How do I get the remote url of my local files?

Hi everyone.

I set up two remote storage locations (one for data storage and another for model storage) and examining them today, I managed to dvc push all my files to both locations. My intention was to specify for each file the remote location it should go to, not have all of them in both.

  1. How can I check the remote storage location of a file? Since each file is saved in two locations, I am assuming the dvc file is connected to only one location, but I have been unable to confirm which one.
  2. How can I properly clean up my remote storage so each file is stored only once in one of the two remote storage locations.

I am new to dvc so would appreciate any input. Thanks!

How can I check the remote storage location of a file?
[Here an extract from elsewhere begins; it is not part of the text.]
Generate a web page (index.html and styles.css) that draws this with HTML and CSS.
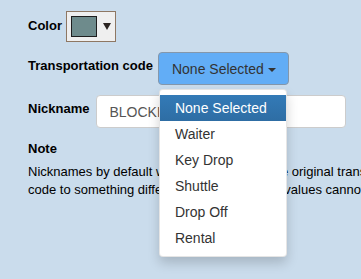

You can use dvc get --show-url from the command line and dvc.api.get_url from the Python API to get the remote URL for files. Note that dvc get --show-url will only show the URL for your default remote, but the path for other remotes will be the same.

So if get --show-url path/to/repo path/to/file returns something like:

s3://models-remote/c8/d307aa005d6974a8525550956d5fb3

You can replace the first part of the URL with other remotes as needed, i.e. that file would also be stored in:

s3://data-remote/c8/d307aa005d6974a8525550956d5fb3

Please refer to the docs for more details:

Since each file is saved in two locations, I am assuming the dvc file is connected to only one location, but I have been unable to confirm which one.

The .dvc file does not associate data with any specific remote by default. Data can be pushed and pulled to any remote, but commands like dvc push and dvc pull will use whichever remote you have configured as the default unless you specify a specific remote to use with the -r/--remote flags.

If you would like to specify a particular remote that should be used when pushing/pulling a particular file, you can manually set the remote field in the .dvc file. So you could have something like

model.dvc:

outs:
  - md5: a304afb96060aad90176268345e10355
    path: mymodel
    remote: models-remote

data.dvc

outs:
  - md5: a304afb96060aad90176268345e10355
    path: mydata
    remote: data-remote

How can I properly clean up my remote storage so each file is stored only once in one of the two remote storage locations.

Regarding cleaning up your remote storage, dvc gc -c is what you normally use to clean up a remote, but in this case it may be easier for you to just manually remove the files you don’t want in each specific remote.